BEGIN SOURCE DATA

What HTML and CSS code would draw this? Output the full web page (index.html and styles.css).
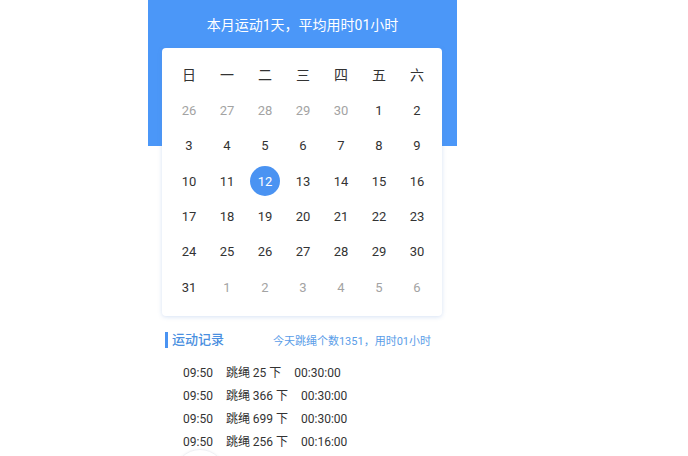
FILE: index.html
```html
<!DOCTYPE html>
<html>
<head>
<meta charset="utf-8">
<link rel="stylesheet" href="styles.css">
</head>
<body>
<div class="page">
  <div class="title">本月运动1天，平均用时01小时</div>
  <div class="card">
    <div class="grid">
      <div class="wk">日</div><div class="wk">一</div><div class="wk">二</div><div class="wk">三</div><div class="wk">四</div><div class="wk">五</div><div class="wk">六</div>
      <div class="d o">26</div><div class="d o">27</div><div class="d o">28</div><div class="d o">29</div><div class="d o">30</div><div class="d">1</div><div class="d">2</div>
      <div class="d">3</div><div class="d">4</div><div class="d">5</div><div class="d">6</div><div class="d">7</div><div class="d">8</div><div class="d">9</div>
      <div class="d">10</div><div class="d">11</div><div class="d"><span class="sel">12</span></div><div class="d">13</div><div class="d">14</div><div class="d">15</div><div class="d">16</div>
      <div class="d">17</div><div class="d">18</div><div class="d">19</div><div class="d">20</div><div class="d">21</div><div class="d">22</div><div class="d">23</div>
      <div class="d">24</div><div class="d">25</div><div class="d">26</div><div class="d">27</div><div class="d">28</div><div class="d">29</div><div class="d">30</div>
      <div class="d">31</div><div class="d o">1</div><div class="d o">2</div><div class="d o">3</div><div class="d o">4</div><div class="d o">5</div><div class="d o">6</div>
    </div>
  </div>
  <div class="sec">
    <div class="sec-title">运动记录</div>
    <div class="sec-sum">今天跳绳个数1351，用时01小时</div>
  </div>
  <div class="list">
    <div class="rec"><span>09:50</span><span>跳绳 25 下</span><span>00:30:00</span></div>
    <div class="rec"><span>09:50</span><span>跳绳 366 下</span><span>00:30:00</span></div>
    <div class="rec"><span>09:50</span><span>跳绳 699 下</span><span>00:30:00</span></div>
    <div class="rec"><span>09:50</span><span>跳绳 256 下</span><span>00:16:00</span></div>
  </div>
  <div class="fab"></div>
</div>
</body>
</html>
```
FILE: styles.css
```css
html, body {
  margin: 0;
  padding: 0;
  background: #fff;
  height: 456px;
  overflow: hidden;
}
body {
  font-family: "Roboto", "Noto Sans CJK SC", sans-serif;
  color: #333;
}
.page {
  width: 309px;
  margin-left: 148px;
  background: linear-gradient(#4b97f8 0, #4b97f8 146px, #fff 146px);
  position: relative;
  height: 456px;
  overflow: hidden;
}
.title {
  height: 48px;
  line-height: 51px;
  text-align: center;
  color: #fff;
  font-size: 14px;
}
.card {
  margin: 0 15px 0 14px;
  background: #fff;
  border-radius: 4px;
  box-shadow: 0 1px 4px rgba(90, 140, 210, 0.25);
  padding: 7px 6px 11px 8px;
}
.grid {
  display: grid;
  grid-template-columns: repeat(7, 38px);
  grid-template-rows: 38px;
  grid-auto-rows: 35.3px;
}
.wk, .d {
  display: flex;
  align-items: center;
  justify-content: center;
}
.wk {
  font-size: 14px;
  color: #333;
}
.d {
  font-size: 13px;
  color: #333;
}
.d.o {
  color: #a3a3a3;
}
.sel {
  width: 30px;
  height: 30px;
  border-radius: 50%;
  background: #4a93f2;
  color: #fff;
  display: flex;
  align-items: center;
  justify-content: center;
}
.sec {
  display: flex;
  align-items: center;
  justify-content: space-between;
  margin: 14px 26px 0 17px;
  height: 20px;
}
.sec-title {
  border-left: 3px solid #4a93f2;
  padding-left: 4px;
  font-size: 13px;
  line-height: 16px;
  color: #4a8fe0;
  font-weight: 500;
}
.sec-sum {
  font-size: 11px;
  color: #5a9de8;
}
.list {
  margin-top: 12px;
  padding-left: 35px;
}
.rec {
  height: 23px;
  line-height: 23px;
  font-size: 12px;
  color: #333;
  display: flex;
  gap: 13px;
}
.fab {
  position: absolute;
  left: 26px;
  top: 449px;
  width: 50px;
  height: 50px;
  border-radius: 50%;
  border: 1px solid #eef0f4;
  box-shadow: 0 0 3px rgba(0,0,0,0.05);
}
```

END SOURCE DATA

**SHORT PROBLEM:**
Set the listing down in full and exactly. Pictures within it should not appear in the copy.

**COMPLETED EXERCISE:**
What HTML and CSS code would draw this? Output the full web page (index.html and styles.css).
FILE: index.html
```html
<!DOCTYPE html>
<html>
<head>
<meta charset="utf-8">
<link rel="stylesheet" href="styles.css">
</head>
<body>
<div class="page">
  <div class="title">本月运动1天，平均用时01小时</div>
  <div class="card">
    <div class="grid">
      <div class="wk">日</div><div class="wk">一</div><div class="wk">二</div><div class="wk">三</div><div class="wk">四</div><div class="wk">五</div><div class="wk">六</div>
      <div class="d o">26</div><div class="d o">27</div><div class="d o">28</div><div class="d o">29</div><div class="d o">30</div><div class="d">1</div><div class="d">2</div>
      <div class="d">3</div><div class="d">4</div><div class="d">5</div><div class="d">6</div><div class="d">7</div><div class="d">8</div><div class="d">9</div>
      <div class="d">10</div><div class="d">11</div><div class="d"><span class="sel">12</span></div><div class="d">13</div><div class="d">14</div><div class="d">15</div><div class="d">16</div>
      <div class="d">17</div><div class="d">18</div><div class="d">19</div><div class="d">20</div><div class="d">21</div><div class="d">22</div><div class="d">23</div>
      <div class="d">24</div><div class="d">25</div><div class="d">26</div><div class="d">27</div><div class="d">28</div><div class="d">29</div><div class="d">30</div>
      <div class="d">31</div><div class="d o">1</div><div class="d o">2</div><div class="d o">3</div><div class="d o">4</div><div class="d o">5</div><div class="d o">6</div>
    </div>
  </div>
  <div class="sec">
    <div class="sec-title">运动记录</div>
    <div class="sec-sum">今天跳绳个数1351，用时01小时</div>
  </div>
  <div class="list">
    <div class="rec"><span>09:50</span><span>跳绳 25 下</span><span>00:30:00</span></div>
    <div class="rec"><span>09:50</span><span>跳绳 366 下</span><span>00:30:00</span></div>
    <div class="rec"><span>09:50</span><span>跳绳 699 下</span><span>00:30:00</span></div>
    <div class="rec"><span>09:50</span><span>跳绳 256 下</span><span>00:16:00</span></div>
  </div>
  <div class="fab"></div>
</div>
</body>
</html>
```
FILE: styles.css
```css
html, body {
  margin: 0;
  padding: 0;
  background: #fff;
  height: 456px;
  overflow: hidden;
}
body {
  font-family: "Roboto", "Noto Sans CJK SC", sans-serif;
  color: #333;
}
.page {
  width: 309px;
  margin-left: 148px;
  background: linear-gradient(#4b97f8 0, #4b97f8 146px, #fff 146px);
  position: relative;
  height: 456px;
  overflow: hidden;
}
.title {
  height: 48px;
  line-height: 51px;
  text-align: center;
  color: #fff;
  font-size: 14px;
}
.card {
  margin: 0 15px 0 14px;
  background: #fff;
  border-radius: 4px;
  box-shadow: 0 1px 4px rgba(90, 140, 210, 0.25);
  padding: 7px 6px 11px 8px;
}
.grid {
  display: grid;
  grid-template-columns: repeat(7, 38px);
  grid-template-rows: 38px;
  grid-auto-rows: 35.3px;
}
.wk, .d {
  display: flex;
  align-items: center;
  justify-content: center;
}
.wk {
  font-size: 14px;
  color: #333;
}
.d {
  font-size: 13px;
  color: #333;
}
.d.o {
  color: #a3a3a3;
}
.sel {
  width: 30px;
  height: 30px;
  border-radius: 50%;
  background: #4a93f2;
  color: #fff;
  display: flex;
  align-items: center;
  justify-content: center;
}
.sec {
  display: flex;
  align-items: center;
  justify-content: space-between;
  margin: 14px 26px 0 17px;
  height: 20px;
}
.sec-title {
  border-left: 3px solid #4a93f2;
  padding-left: 4px;
  font-size: 13px;
  line-height: 16px;
  color: #4a8fe0;
  font-weight: 500;
}
.sec-sum {
  font-size: 11px;
  color: #5a9de8;
}
.list {
  margin-top: 12px;
  padding-left: 35px;
}
.rec {
  height: 23px;
  line-height: 23px;
  font-size: 12px;
  color: #333;
  display: flex;
  gap: 13px;
}
.fab {
  position: absolute;
  left: 26px;
  top: 449px;
  width: 50px;
  height: 50px;
  border-radius: 50%;
  border: 1px solid #eef0f4;
  box-shadow: 0 0 3px rgba(0,0,0,0.05);
}
```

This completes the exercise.